IODSTo the presumed delight of the government, the immediate reporting of its response to the review of the RAN surface fleet, released on February 20 was positive, talking about a doubling of ship numbers. However, even a cursory review of the timetable suggests that this effect will only be achieved in the midto late-2030s. In the near-term, fleet numbers shrink.

Titled ‘Enhanced Lethality Surface Combatant Fleet’, its analysis is weakened by leaving out of the equation forthcoming platform upgrades and maintenance activities that will have an important impact on availability from at least 2026. These include:

  • Hobart class Air Warfare Destroyer midlife upgrades. These will begin in 2026 and will take at least two years, possibly longer for the first ship. There are three Hobart class, so until about 2033 only a maximum of two will be available at any one time;
  • Anzac class frigates. Of the current eight in service, two will be retired immediately. The remaining six will be upgraded presumably one at a time.
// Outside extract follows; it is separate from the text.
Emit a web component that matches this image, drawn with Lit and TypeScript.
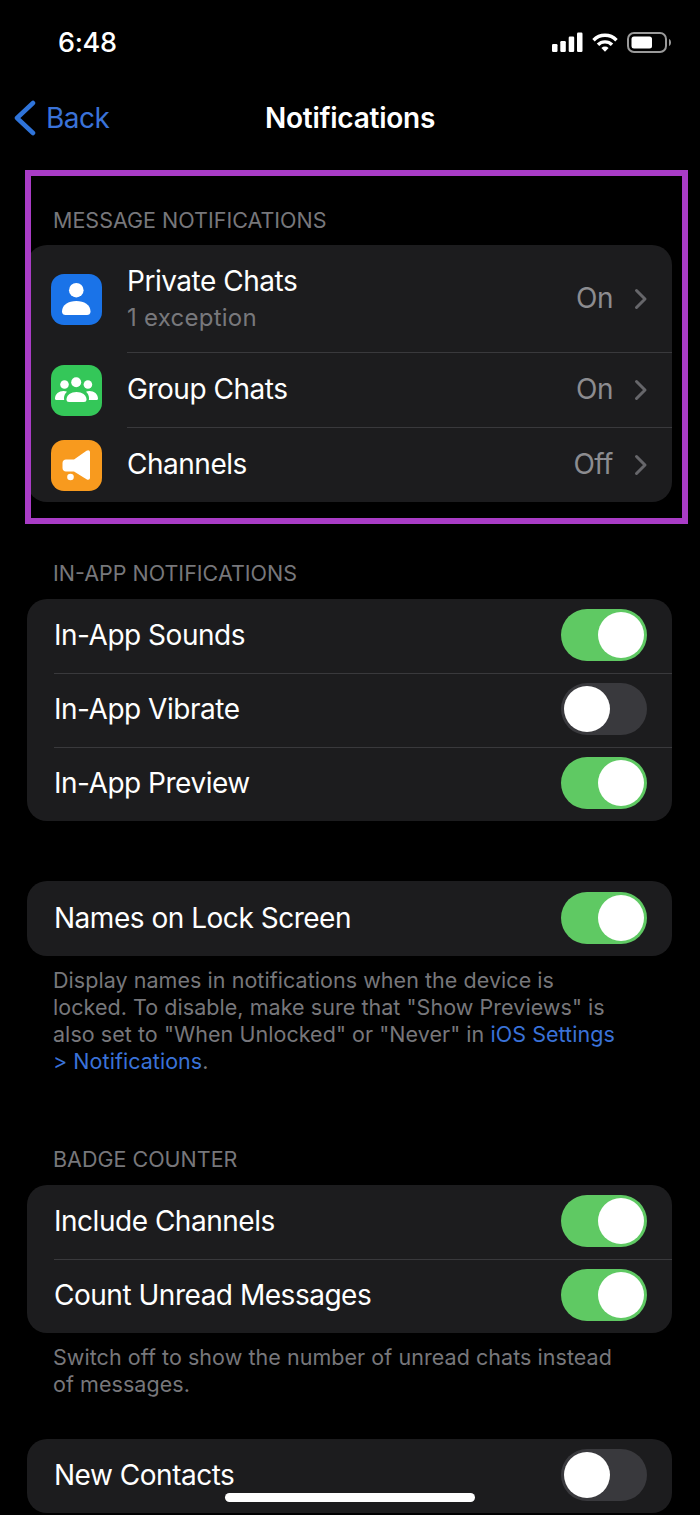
import { LitElement, html, css, nothing } from "lit";
import { customElement, property } from "lit/decorators.js";

@customElement("ios-toggle")
class IosToggle extends LitElement {
  @property({ type: Boolean }) on = false;

  static styles = css`
    :host {
      display: block;
      flex: none;
    }
    .track {
      width: 86px;
      height: 52px;
      border-radius: 26px;
      background: #39393d;
      display: flex;
      align-items: center;
      padding: 0 3px;
      box-sizing: border-box;
    }
    .track.on {
      background: #5fc963;
      justify-content: flex-end;
    }
    .knob {
      width: 46px;
      height: 46px;
      border-radius: 50%;
      background: #fff;
    }
  `;

  render() {
    return html`<div class="track ${this.on ? "on" : ""}"><div class="knob"></div></div>`;
  }
}

const personIcon = html`<svg viewBox="0 0 51 51" width="51" height="51" fill="#fff">
  <circle cx="25.300" cy="16.200" r="7.300" />
  <path d="M11 37.500C11 31 17.500 27 25.300 27s14.200 4 14.200 10.500c0 2.500-1.500 3.500-3.500 3.500H14.500c-2 0-3.500-1-3.500-3.500z" />
</svg>`;

const groupIcon = html`<svg viewBox="0 0 51 51" width="51" height="51" fill="#fff">
  <circle cx="25.200" cy="17.200" r="5" />
  <circle cx="13.500" cy="19.500" r="4.300" />
  <circle cx="36.900" cy="19.500" r="4.300" />
  <path d="M15.500 34.500c0-4.500 4.500-7.500 10-7.500s10 3 10 7.500c0 1.700-1 2.500-2.500 2.500H18c-1.500 0-2.500-.8-2.500-2.500z" />
  <path d="M4 33.500C4 29 8 26 12.500 26c1.500 0 2.700.3 3.500.7-1.800 1.600-3 3.700-3 6.300 0 .8 0 1.400.2 2H6c-1.300 0-2-.3-2-1.500z" />
  <path d="M47 33.500C47 29 43 26 38.500 26c-1.500 0-2.700.3-3.500.7 1.800 1.600 3 3.700 3 6.300 0 .8 0 1.400-.2 2H45c1.300 0 2-.3 2-1.500z" />
</svg>`;

const megaphoneIcon = html`<svg viewBox="0 0 51 51" width="51" height="51" fill="#fff">
  <path d="M35.500 10.800c2-1.300 3.500-.3 3.500 1.700v25c0 2-1.500 3-3.500 1.700L23 31.500h-8c-2 0-3.500-1.500-3.500-3.500v-5c0-2 1.500-3.500 3.500-3.500h8z" />
  <circle cx="19.500" cy="37" r="3.300" />
</svg>`;

@customElement("app-root")
class AppRoot extends LitElement {
  static styles = css`
    :host {
      display: block;
      position: relative;
      height: 1515px;
      overflow: hidden;
      background: #000;
      color: #fff;
      font-family: Inter, "Liberation Sans", sans-serif;
    }
    .status {
      height: 84px;
      padding: 0 29px 0 58px;
      display: flex;
      align-items: center;
      justify-content: space-between;
      box-sizing: border-box;
    }
    .time {
      font-size: 27px;
      font-weight: 500;
      letter-spacing: -0.3px;
    }
    .status-icons {
      display: flex;
      align-items: center;
      gap: 9px;
    }
    .nav {
      height: 68px;
      display: flex;
      align-items: center;
      justify-content: center;
      position: relative;
      font-size: 28px;
      font-weight: 600;
      letter-spacing: -0.25px;
    }
    .back {
      position: absolute;
      left: 13px;
      top: 0;
      bottom: 0;
      display: flex;
      align-items: center;
      gap: 10px;
      color: #3a72d8;
      font-weight: 400;
      letter-spacing: -0.5px;
    }
    .content {
      padding: 0 28px 0 27px;
    }
    .section-title {
      font-size: 21.500px;
      color: #77777b;
      padding: 0 0 0 26px;
      line-height: 26px;
    }
    .card {
      background: #1c1c1e;
      border-radius: 20px;
      overflow: hidden;
    }
    .row {
      display: flex;
      align-items: center;
      height: 74px;
      box-sizing: border-box;
      padding: 0 25px 2px 27px;
      font-size: 28px;
      letter-spacing: -0.48px;
      position: relative;
    }
    .row + .row::before {
      content: "";
      position: absolute;
      left: 27px;
      right: 0;
      top: 0;
      height: 1px;
      background: #39393c;
    }
    .row .label {
      flex: 1;
    }
    .row.single {
      height: 75px;
    }
    .row.with-icon {
      height: 75px;
      padding: 0 24px 0 24px;
    }
    .row.with-icon + .row::before {
      left: 100px;
    }
    .row.with-icon.tall {
      height: 107px;
    }
    .with-icon .label,
    .with-icon .value {
      padding-bottom: 2px;
    }
    .icon {
      width: 51px;
      height: 51px;
      border-radius: 13px;
      margin: 2px 25px 0 0;
      flex: none;
    }
    .sub {
      font-size: 24px;
      letter-spacing: 0.25px;
      color: #78787c;
      margin-top: 5px;
    }
    .value {
      color: #8c8c90;
    }
    .chev {
      margin-left: 21px;
      flex: none;
    }
    .note {
      font-size: 21.500px;
      letter-spacing: 0.05px;
      line-height: 27px;
      color: #77777b;
      padding: 11px 28px 0 26px;
    }
    .note a {
      color: #3a72d8;
    }
    .highlight {
      position: absolute;
      left: 25px;
      top: 170px;
      width: 663px;
      height: 354px;
      box-sizing: border-box;
      border: 6px solid #a93cc6;
    }
    .home-bar {
      position: absolute;
      left: 225px;
      top: 1493px;
      width: 250px;
      height: 9px;
      border-radius: 5px;
      background: #fff;
    }
  `;

  private iconRow(label: string, sub: string, value: string, color: string, icon: unknown) {
    return html`<div class="row with-icon ${sub ? "tall" : ""}">
      <div class="icon" style="background:${color}">${icon}</div>
      <div class="label">${label}${sub ? html`<div class="sub">${sub}</div>` : nothing}</div>
      <span class="value">${value}</span>
      <svg class="chev" width="14" height="22" viewBox="0 0 14 22" fill="none" stroke="#66666a" stroke-width="3" stroke-linecap="round" stroke-linejoin="round">
        <path d="M2.500 2.500 11 11 2.500 19.500" />
      </svg>
    </div>`;
  }

  private toggleRow(label: string, on: boolean, single = false) {
    return html`<div class="row ${single ? "single" : ""}">
      <span class="label">${label}</span>
      <ios-toggle ?on=${on}></ios-toggle>
    </div>`;
  }

  render() {
    return html`
      <div class="status">
        <span class="time">6:48</span>
        <div class="status-icons">
          <svg width="31" height="20" viewBox="0 0 31 20" fill="#fff">
            <rect x="0" y="12" width="5.500" height="8" rx="1.200" />
            <rect x="8.300" y="9" width="5.500" height="11" rx="1.200" />
            <rect x="16.700" y="4.500" width="5.500" height="15.500" rx="1.200" />
            <rect x="25" y="0.500" width="5.500" height="19.500" rx="1.200" />
          </svg>
          <svg width="26" height="19" viewBox="0 0 26 19" fill="none" stroke="#fff" stroke-width="3.400">
            <path d="M1.500 7.200a16 16 0 0 1 23 0" />
            <path d="M6 11.800a9.800 9.800 0 0 1 14 0" />
            <path d="M13 18.800 9.400 15a5.300 5.300 0 0 1 7.200 0z" fill="#fff" stroke="none" />
          </svg>
          <svg width="44" height="21" viewBox="0 0 44 21" fill="none">
            <rect x="1" y="1" width="38" height="19" rx="6" stroke="#9a9a9a" stroke-width="2" />
            <rect x="4.500" y="4.500" width="20.500" height="12" rx="2.500" fill="#fff" />
            <path d="M42 7c1.300.4 2 2 2 3.500s-.7 3.100-2 3.500z" fill="#9a9a9a" />
          </svg>
        </div>
      </div>
      <div class="nav">
        <div class="back">
          <svg width="23" height="36" viewBox="0 0 23 36" fill="none" stroke="#2f74da" stroke-width="4.500" stroke-linecap="round" stroke-linejoin="round">
            <path d="M20 3 4 18l16 15" />
          </svg>
          <span>Back</span>
        </div>
        Notifications
      </div>
      <div class="content">
        <div class="section-title" style="margin-top:55px">MESSAGE NOTIFICATIONS</div>
        <div class="card" style="margin-top:12px">
          ${this.iconRow("Private Chats", "1 exception", "On", "#1a73e8", personIcon)}
          ${this.iconRow("Group Chats", "", "On", "#34c759", groupIcon)}
          ${this.iconRow("Channels", "", "Off", "#f89a1e", megaphoneIcon)}
        </div>
        <div class="section-title" style="margin-top:58px">IN-APP NOTIFICATIONS</div>
        <div class="card" style="margin-top:13px">
          ${this.toggleRow("In-App Sounds", true)}
          ${this.toggleRow("In-App Vibrate", false)}
          ${this.toggleRow("In-App Preview", true)}
        </div>
        <div class="card" style="margin-top:60px">${this.toggleRow("Names on Lock Screen", true, true)}</div>
        <div class="note">
          Display names in notifications when the device is<br />locked. To disable, make sure that "Show Previews" is<br />also
          set to "When Unlocked" or "Never" in <a>iOS Settings</a><br /><a>&gt; Notifications</a>.
        </div>
        <div class="section-title" style="margin-top:71px">BADGE COUNTER</div>
        <div class="card" style="margin-top:13px">
          ${this.toggleRow("Include Channels", true)} ${this.toggleRow("Count Unread Messages", true)}
        </div>
        <div class="note">Switch off to show the number of unread chats instead<br />of messages.</div>
        <div class="card" style="margin-top:41px">${this.toggleRow("New Contacts", false)}</div>
      </div>
      <div class="highlight"></div>
      <div class="home-bar"></div>
    `;
  }
}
This means that, optimistically, five will remain available with the caveat that they are old platforms;
  • Since the Arafura class have been stripped of their weapons by the RAN, their initial small but important contribution to the surface fleet has been deliberately downgraded to zero;
  • Even though the focus is on the surface fleet, it is important to remember that the Collins class submarines are also starting their Life of Type Extension (LOTE) program in 2026. Each boat is scheduled to be out of the water for two years, but it would come as no surprise if the first one was unavailable for three years or more.
  • Submarines are notorious for being much more difficult to overhaul than planned because it is only when they are fully opened up that the extent of the corrosion, wear & tear, and damage becomes apparent.

This is an excerpt from APDR. To read the full story, click here.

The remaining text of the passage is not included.